For 6 men with no alike peices I have 462x62x61x60x59 = 5.7G positons and naive is 64^6 =64G which is about a saving of 11x times, most of it
Please read what i wrote.
I said you can't do without reducing for kings nor the same man.
if we speak about 4 different pieces after the kings then koistinen proposal was 10 * 64^5
That's quite a lot of overhead as you can see:
So in case of pawnless the Koistinen proposal is to do it in 10 * 64^5 = 10.7G which is nearly factor 2 overhead.
Note i do it with a bit more calculation :
That's 10 * 63 * 62 * 61 * 60 * 64 = 9.1G entries.
this doesn't eat 8GB ram as you store everything in 1 bit an entry a bitmap.
For largest 6 men WITH PAWN you need 64MB ram roughly using this method or something to run well.
You do need to write a caching system then of course which you can also use for the program - and you need that caching system anyway for your programs search, so you can reuse most of that code, and/or make it generic.
If you have enough RAM you can put some of the bitmaps in a RAMDISK,
which will speed you up a tad, yet it's not really ging to be that relevant, it's just a small percentage of total time, as the harddisk reads get prefetched anyway.
Be careful though which filesystem to do this onto.
Now in nalimov format the biggest entry size for a 6 man, with all tricks included is something like a 16.1 G entries or so (didn't really check).
The biggest bitmap in this unoptimized method is:
24 * 63 * 62 * 61 * 60 * 64 = 21.9G entries
So your overhead is just : 21.9G / 16.1G = 36.4%
That's not really much huh?
So for the toughest to generate EGTBs the overhead is limited. It's a tad more for the pawnless though.
Realize there is another overhead that's rewriting the EGTB.
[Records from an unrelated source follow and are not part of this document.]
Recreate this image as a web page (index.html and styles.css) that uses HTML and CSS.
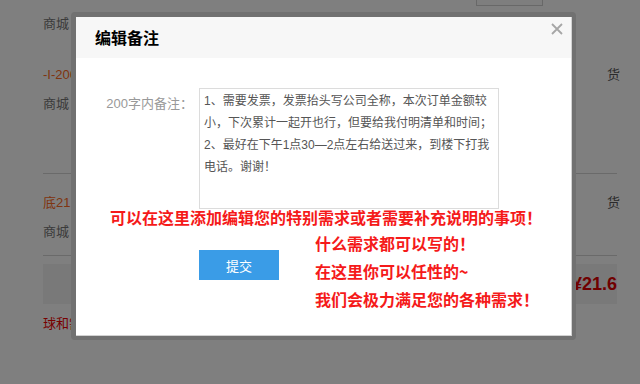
FILE: index.html
```html
<!DOCTYPE html>
<html lang="zh-CN">
<head>
<meta charset="utf-8">
<title>编辑备注</title>
<link rel="stylesheet" href="styles.css">
</head>
<body>
<div class="page">
  <div class="toolbar"><span class="tool-btn"></span></div>
  <div class="shop first">商城</div>

  <div class="item">
    <div class="item-row"><span class="promo">-I-200元</span><span class="ship">货</span></div>
    <div class="shop">商城</div>
  </div>
  <div class="sep"></div>

  <div class="item item-b">
    <div class="item-row"><span class="promo">底21.6</span><span class="ship">货</span></div>
    <div class="shop">商城</div>
  </div>
  <div class="sep sep-b"></div>

  <div class="total"><span class="price">¥21.6</span></div>
  <div class="note">球和需求</div>
</div>

<div class="overlay"></div>

<div class="dialog">
  <div class="dialog-inner">
    <div class="dialog-head">
      <h2 class="dialog-title">编辑备注</h2>
      <span class="dialog-close" aria-label="关闭">
        <svg width="12" height="12" viewBox="0 0 12 12"><path d="M1 1 L11 11 M11 1 L1 11" stroke="#a6a6a6" stroke-width="1.8" fill="none"/></svg>
      </span>
    </div>
    <div class="dialog-body">
      <div class="form-row">
        <label class="form-label" for="remark">200字内备注：</label>
        <textarea id="remark" class="remark">1、需要发票，发票抬头写公司全称，本次订单金额较
小，下次累计一起开也行，但要给我付明清单和时间；
2、最好在下午1点30—2点左右给送过来，到楼下打我
电话。谢谢！</textarea>
      </div>
      <p class="tip tip-main">可以在这里添加编辑您的特别需求或者需要补充说明的事项！</p>
      <div class="action-row">
        <button class="submit" type="button">提交</button>
        <div class="tip-list">
          <p class="tip">什么需求都可以写的！</p>
          <p class="tip">在这里你可以任性的~</p>
          <p class="tip">我们会极力满足您的各种需求！</p>
        </div>
      </div>
    </div>
  </div>
</div>
</body>
</html>
```

FILE: styles.css
```css
* { box-sizing: border-box; }
html, body {
  margin: 0;
  padding: 0;
  width: 640px;
  height: 384px;
  overflow: hidden;
  background: #fff;
  font-family: "Liberation Sans", "Noto Sans CJK SC", sans-serif;
}

/* underlying page */
.page {
  width: 640px;
  height: 384px;
  padding: 0 23px 0 43px;
  font-size: 13px;
  color: #777;
}
.toolbar {
  height: 6px;
}
.tool-btn {
  display: block;
  margin-left: 433px;
  width: 67px;
  height: 6px;
  border: 1px solid #d0d0d0;
  border-top: none;
  background: #fdfdfd;
}
.shop {
  line-height: 20px;
  height: 20px;
}
.shop.first { margin-top: 8px; }
.item { margin-top: 31px; }
.item-row {
  display: flex;
  justify-content: space-between;
  line-height: 20px;
  height: 20px;
  margin-bottom: 9px;
}
.promo { color: #ff6a22; }
.ship { color: #555; margin-right: -3px; }
.sep {
  margin-top: 59px;
  height: 1px;
  background: #d4d4d4;
}
.item-b { margin-top: 19px; }
.sep-b { margin-top: 13px; }
.total {
  margin-top: 8px;
  height: 40px;
  background: #f2f2f2;
  display: flex;
  align-items: center;
  justify-content: flex-end;
}
.price {
  color: #e00000;
  font-size: 18px;
  font-weight: bold;
}
.note {
  margin-top: 10px;
  line-height: 20px;
  color: #f00000;
}

/* overlay */
.overlay {
  position: fixed;
  inset: 0;
  background: rgba(0, 0, 0, 0.5);
}

/* dialog */
.dialog {
  position: absolute;
  left: 71px;
  top: 12px;
  width: 505px;
  height: 328px;
  padding: 5px 4px 4px 5px;
  background: #717171;
  border-radius: 4px;
}
.dialog-inner {
  width: 496px;
  height: 319px;
  background: #fff;
  border-right: 1px solid #d2d2d2;
  border-bottom: 1px solid #d2d2d2;
  position: relative;
}
.dialog-head {
  height: 41px;
  background: #f7f7f7;
  padding-left: 19px;
  position: relative;
}
.dialog-title {
  margin: 0;
  font-size: 16px;
  font-weight: bold;
  line-height: 41px;
  color: #000;
  font-family: "Noto Sans CJK SC", sans-serif;
}
.dialog-close {
  position: absolute;
  right: 8px;
  top: 6px;
  width: 12px;
  height: 12px;
  display: block;
}
.dialog-close svg { display: block; }

.dialog-body {
  padding-top: 30px;
}
.form-row {
  display: flex;
  align-items: flex-start;
  gap: 6px;
}
.form-label {
  width: 117px;
  text-align: right;
  font-size: 13px;
  line-height: 22px;
  margin-top: 5px;
  color: #999;
}
.remark {
  width: 300px;
  height: 121px;
  margin: 0;
  padding: 1px 4px;
  border: 1px solid #dcdcdc;
  font-family: "Liberation Sans", "Noto Sans CJK SC", sans-serif;
  font-size: 12px;
  line-height: 22px;
  color: #555;
  resize: none;
  overflow: hidden;
  white-space: pre;
}

.tip {
  margin: 0;
  color: #f51a1a;
  font-size: 16px;
  font-weight: bold;
  font-family: "Noto Sans CJK SC", sans-serif;
  line-height: 28px;
  white-space: nowrap;
}
.tip-main {
  padding-left: 34px;
  line-height: 16px;
}
.action-row {
  display: flex;
  align-items: flex-start;
  padding-left: 123px;
  margin-top: 4px;
}
.submit {
  width: 80px;
  height: 30px;
  margin-top: 21px;
  border: none;
  background: #3a9ce7;
  color: #fff;
  font-size: 13px;
  font-family: "Noto Sans CJK SC", sans-serif;
  padding: 0;
}
.tip-list {
  margin-left: 36px;
}
```
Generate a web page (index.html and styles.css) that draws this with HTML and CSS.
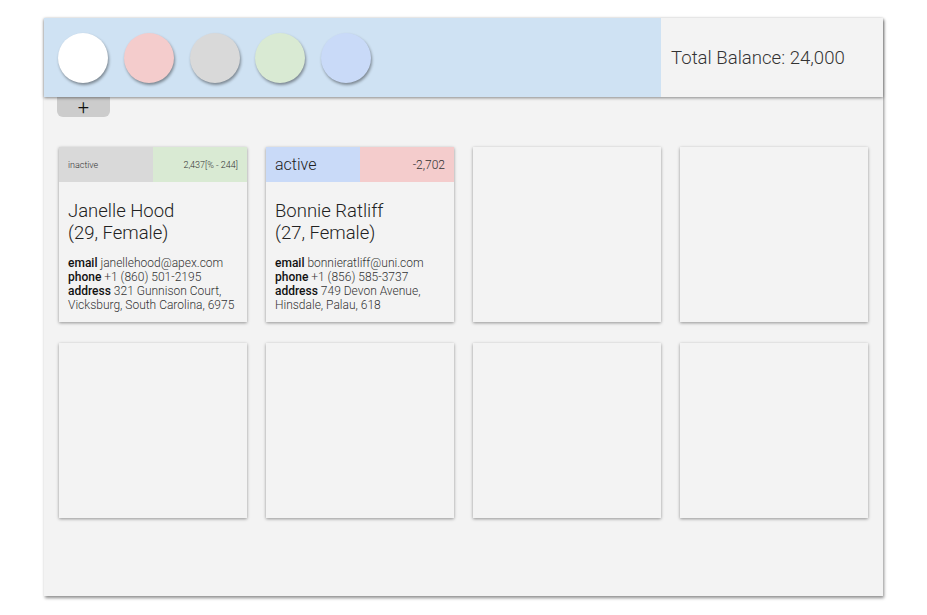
FILE: index.html
```html
<!DOCTYPE html>
<html>
<head>
<meta charset="utf-8">
<link rel="stylesheet" href="styles.css">
</head>
<body>
<div class="app">
  <header class="topbar">
    <div class="swatches">
      <div class="swatch white"></div>
      <div class="swatch red"></div>
      <div class="swatch gray"></div>
      <div class="swatch green"></div>
      <div class="swatch blue"></div>
    </div>
    <div class="total">Total Balance: 24,000</div>
  </header>
  <div class="addrow"><button class="add">+</button></div>
  <main class="grid">
    <div class="card">
      <div class="card-head">
        <div class="status gray small">inactive</div>
        <div class="bal green small">2,437[% - 244]</div>
      </div>
      <div class="card-body">
        <div class="name">Janelle Hood<br>(29, Female)</div>
        <div class="details">
          <b>email</b> janellehood@apex.com<br>
          <b>phone</b> +1 (860) 501-2195<br>
          <b>address</b> 321 Gunnison Court, Vicksburg, South Carolina, 6975
        </div>
      </div>
    </div>
    <div class="card">
      <div class="card-head">
        <div class="status blue big">active</div>
        <div class="bal red mid">-2,702</div>
      </div>
      <div class="card-body">
        <div class="name">Bonnie Ratliff<br>(27, Female)</div>
        <div class="details">
          <b>email</b> bonnieratliff@uni.com<br>
          <b>phone</b> +1 (856) 585-3737<br>
          <b>address</b> 749 Devon Avenue, Hinsdale, Palau, 618
        </div>
      </div>
    </div>
    <div class="card"></div>
    <div class="card"></div>
    <div class="card"></div>
    <div class="card"></div>
    <div class="card"></div>
    <div class="card"></div>
  </main>
</div>
</body>
</html>
```
FILE: styles.css
```css
html, body {
  margin: 0;
  padding: 0;
  background: #ffffff;
  font-family: Roboto, "Liberation Sans", sans-serif;
  font-weight: 300;
  color: #222;
}
body {
  padding: 18px 44px 19px 44px;
}
.app {
  height: 578px;
  background: #f3f3f3;
  box-shadow: 1px 2px 3px rgba(0,0,0,0.45);
  display: flex;
  flex-direction: column;
}
.topbar {
  height: 79px;
  flex: none;
  display: flex;
  box-shadow: 0 1px 3px rgba(0,0,0,0.45);
  position: relative;
  z-index: 1;
}
.swatches {
  width: 617px;
  background: #cfe2f3;
  display: flex;
  gap: 15.75px;
  padding: 15px 0 0 14px;
  box-sizing: border-box;
}
.swatch {
  width: 50px;
  height: 50px;
  border-radius: 50%;
  box-shadow: 1px 2px 3px rgba(0,0,0,0.4);
}
.white { background: #ffffff; }
.red { background: #f4cccc; }
.gray { background: #d9d9d9; }
.green { background: #d9ead3; }
.blue { background: #c9daf8; }
.total {
  flex: 1;
  background: #f3f3f3;
  display: flex;
  align-items: center;
  padding-left: 10px;
  padding-top: 1px;
  font-size: 18.6px;
  color: #333;
}
.addrow {
  padding-left: 13px;
  height: 50px;
  flex: none;
}
.add {
  width: 53px;
  height: 20px;
  border: none;
  background: #cccccc;
  border-radius: 0 0 6px 6px;
  font-family: Roboto, "Liberation Sans", sans-serif;
  font-weight: 300;
  font-size: 20px;
  line-height: 16px;
  color: #111;
  padding: 0;
  display: block;
}
.grid {
  display: grid;
  grid-template-columns: repeat(4, 188px);
  grid-auto-rows: 175px;
  column-gap: 19px;
  row-gap: 21px;
  padding-left: 15px;
}
.card {
  background: #f3f3f3;
  box-shadow: 0 1px 3px rgba(0,0,0,0.4);
  display: flex;
  flex-direction: column;
}
.card-head {
  height: 35px;
  display: flex;
}
.status, .bal {
  width: 50%;
  display: flex;
  align-items: center;
  box-sizing: border-box;
}
.status { padding-left: 9px; }
.bal { justify-content: flex-end; padding-right: 9px; }
.small { font-size: 9px; color: #333; }
.mid { font-size: 12px; color: #333; }
.big { font-size: 16px; color: #222; }
.card-body {
  padding: 18px 9px 0 9px;
}
.name {
  font-size: 18.5px;
  line-height: 22px;
  color: #222;
}
.details {
  margin-top: 12px;
  font-size: 12px;
  line-height: 14px;
  color: #333;
}
.details b {
  font-weight: 500;
  color: #111;
}
```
With the caching system it simply doesn't matter which of the previous 4 pieces is the other king, of course easiest is to take the one last piece:
So if we use for example KRBP kq
24 * 63 * 62 * 61 * 60 * 64 = PRBqKk
then you have to write that for the next pass to: PRBqkK
Koistinens proposal which assumes pages to avoid random pages is simply not needed, your caching system already will make things lineair fast; you get the maximum bandwidth out of a harddrive when the pages you lookup randomly at them are big enough. In fact the drive implicitly already is doing this.
However i do not know how modern drives react here. The 64KB pages that i use in Diep's caching system might be maybe too small for the terabyte drives. You might want to experiment there what size pages you need to get the full bandwidth out of the drive.
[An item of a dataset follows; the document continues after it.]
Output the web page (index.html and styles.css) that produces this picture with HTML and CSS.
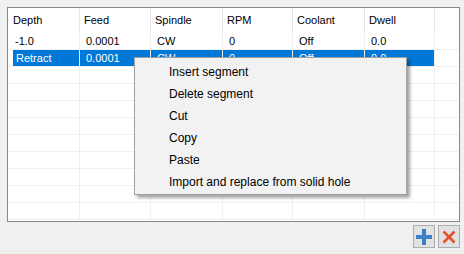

Such benchmark software is easy to write. If i dig hard i might still have the testprogram i used 12 years ago there.
Be careful to not fall for the pitfall though. Drives are up to 2 times faster at the edges in bandwith than when they store data at the inside. This has a simple explanation, but you might want to ask HGM about that. It's more his expertise to know of that hardware side explanation than mine.
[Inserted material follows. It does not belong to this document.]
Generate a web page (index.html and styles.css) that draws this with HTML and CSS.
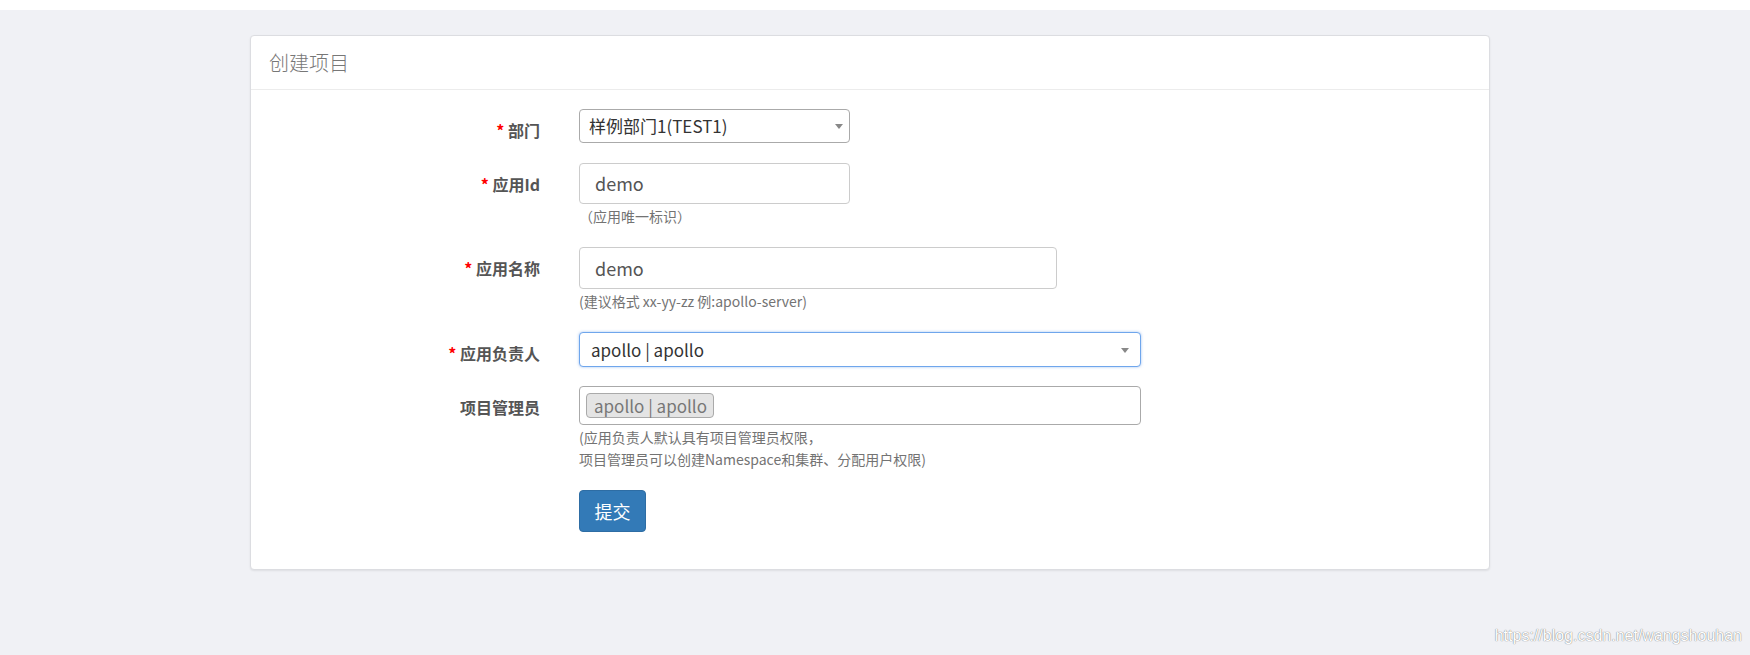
FILE: index.html
```html
<!DOCTYPE html>
<html lang="zh-CN">
<head>
<meta charset="utf-8">
<title>创建项目</title>
<link rel="stylesheet" href="styles.css">
</head>
<body>
<div class="topbar"></div>
<main class="page">
  <section class="panel">
    <header class="panel-heading">创建项目</header>
    <form class="panel-body">
      <div class="group">
        <label class="label"><span class="req">*</span> 部门</label>
        <div class="ctrl">
          <div class="select select-dept">样例部门1(TEST1)<span class="arrow"></span></div>
        </div>
      </div>
      <div class="group">
        <label class="label"><span class="req">*</span> 应用Id</label>
        <div class="ctrl">
          <div class="input input-id">demo</div>
          <p class="help">（应用唯一标识）</p>
        </div>
      </div>
      <div class="group">
        <label class="label"><span class="req">*</span> 应用名称</label>
        <div class="ctrl">
          <div class="input input-name">demo</div>
          <p class="help">(建议格式 xx-yy-zz 例:apollo-server)</p>
        </div>
      </div>
      <div class="group group-owner">
        <label class="label"><span class="req">*</span> 应用负责人</label>
        <div class="ctrl">
          <div class="select select-owner">apollo | apollo<span class="arrow"></span></div>
        </div>
      </div>
      <div class="group">
        <label class="label">项目管理员</label>
        <div class="ctrl">
          <div class="multi"><span class="tag">apollo | apollo</span></div>
          <p class="help">(应用负责人默认具有项目管理员权限，<br>项目管理员可以创建Namespace和集群、分配用户权限)</p>
        </div>
      </div>
      <div class="group group-submit">
        <div class="label"></div>
        <div class="ctrl">
          <button type="button" class="btn">提交</button>
        </div>
      </div>
    </form>
  </section>
</main>
<div class="watermark">https://blog.csdn.net/wangshouhan</div>
</body>
</html>
```
FILE: styles.css
```css
* { box-sizing: border-box; }
html, body { margin: 0; padding: 0; }
body {
  background: #f0f1f5;
  font-family: "Noto Sans CJK SC", "Noto Sans", sans-serif;
  color: #333;
  height: 655px;
  overflow: hidden;
  position: relative;
}
.topbar { height: 10px; background: #fff; }
.page { padding: 25px 0 0 250px; }
.panel {
  width: 1240px;
  background: #fff;
  border: 1px solid #dcdde1;
  border-radius: 4px;
  box-shadow: 0 1px 2px rgba(0,0,0,0.08);
}
.panel-heading {
  height: 54px;
  padding: 0 18px;
  border-bottom: 1px solid #ececec;
  font-size: 20px;
  font-weight: 300;
  line-height: 53px;
  color: #777;
}
.panel-body {
  padding: 19px 0 37px 0;
  margin: 0;
}
.group {
  display: grid;
  grid-template-columns: 289px 1fr;
  column-gap: 39px;
  margin-bottom: 20px;
}
.group-owner { margin-bottom: 19px; }
.group-submit { margin-bottom: 0; }
.label {
  text-align: right;
  padding-top: 10px;
  line-height: 22px;
  font-size: 16px;
  font-weight: bold;
  color: #555;
}
.req { color: #f00; }
.ctrl { min-width: 0; }
.select, .input, .multi {
  position: relative;
  border-radius: 4px;
  background: #fff;
}
.select-dept {
  width: 271px;
  height: 34px;
  border: 1px solid #aaa;
  padding-left: 9px;
  font-size: 17px;
  line-height: 32px;
  color: #333;
}
.select-owner {
  width: 562px;
  height: 35px;
  border: 1px solid #6fa6ec;
  box-shadow: 0 0 3px rgba(102,155,233,0.6);
  padding-left: 11px;
  font-size: 17px;
  line-height: 33px;
  color: #333;
}
.arrow {
  position: absolute;
  top: 50%;
  margin-top: -2px;
  width: 0;
  height: 0;
  border-style: solid;
  border-width: 5px 4px 0 4px;
  border-color: #888 transparent transparent transparent;
}
.select-dept .arrow { right: 6px; }
.select-owner .arrow { right: 11px; }
.input {
  height: 41px;
  border: 1px solid #ccc;
  padding-left: 15px;
  font-size: 18px;
  line-height: 39px;
  color: #555;
}
.input-id { width: 271px; }
.input-name { width: 478px; height: 42px; line-height: 40px; }
.multi {
  width: 562px;
  height: 39px;
  border: 1px solid #aaa;
  padding: 6px 0 0 6px;
}
.tag {
  display: inline-block;
  height: 25px;
  padding: 0 6px 0 7px;
  background: #e4e4e4;
  border: 1px solid #aaa;
  border-radius: 4px;
  font-size: 17px;
  line-height: 23px;
  color: #777;
}
.help {
  margin: 1px 0 0 0;
  font-size: 14px;
  line-height: 22px;
  color: #737373;
}
.btn {
  display: block;
  width: 67px;
  height: 42px;
  padding: 0;
  background: #337ab7;
  border: 1px solid #2e6da4;
  border-radius: 4px;
  color: #fff;
  font-family: "Noto Sans CJK SC", sans-serif;
  font-size: 18px;
  line-height: 40px;
  text-align: center;
}
.watermark {
  position: absolute;
  right: 8px;
  top: 627px;
  font-family: "Liberation Sans", Arial, sans-serif;
  font-size: 16px;
  line-height: 18px;
  color: #fff;
  text-shadow: 0 0 1px rgba(0,0,0,0.45), 0 0 1px rgba(0,0,0,0.3);
}
```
At the time i did need to reformat my drive by the way for this, as NTFS after a while messed up.
The bandwidth was dominated more by NTFS than by hardware.
Using empty drive solved that problem though for me.
I hope you really realize by now that DOING RANDOM LOOKUPS IS NOT A PROBLEM?
If you read 64KB pages from harddrive then you get the full bandwidth out of the harddrive.
You got that message?
So if you need position 101919191 right now, you get from disk the 64KB where this position is inside and then you hope you need soon the other positions in it. Practical this is the case.
You realize what i mean with a caching system now? As i wrote that 10 times now and each time you hammer about 'random lookups'.
There are no random lookups to a drive if you get huge pages simply as you get 99.99% of the full bandwidth out of it then.
The way how to build up the caching system is endless, there is many solutions. Using a FIFO system and binary lookup tree is fastest. Note for 6 men you also can make it O ( 1 ) with a few megabytes of RAM as lookup table. That's what i did create. The simple math is that 5T positions / 64k = 5G / 64 = a bit more than 78M pages of 64KB.
the slowest thing for me was rewriting the kK to Kk and vice versa, as you rewrite every bit there. I didn't optimize this well simply. maybe you'll find some bitboard fiddling trick that can do this FAST. Would be grateful if you shared that one.
coming from the 8x fold symmetry. So you are right that mirroring is a must but the rest are not. I think I will try to use his method for in RAM generation but that would need an 8G ram. My goal was to get 6 men on 32 bit computers with less than 4G ram but if I can get out a lot of speed from generation it will be worth it.
Note that most profilers do not reflect correctly how much you would lose to the RAM when code would be optimized. Don't forget this remark please some time from now. The GCC/valgrind junk is notorious there. Intel's stuff doing a tad better job there.
p.s. doing things backwards is too slow - do things forward it's easier and faster and more bugfree.
Even if I do forward,the RAM access would still be random. If Koinstein's method does the 8 fold symmetry and still "congregates" the positions after we make a move then it forward may be better but I doubt it. Also since retro moves are almost the same as forward moves, they would still benefit from whatever tricks you have for the former. I really don't see how it could be faster. What I do is a combination of both actually. You can save a lot of effort by retro moving lost potitions to won as that will need no verification at all. I also do retro moves from won-positions to lost followed by verification which is time consuming.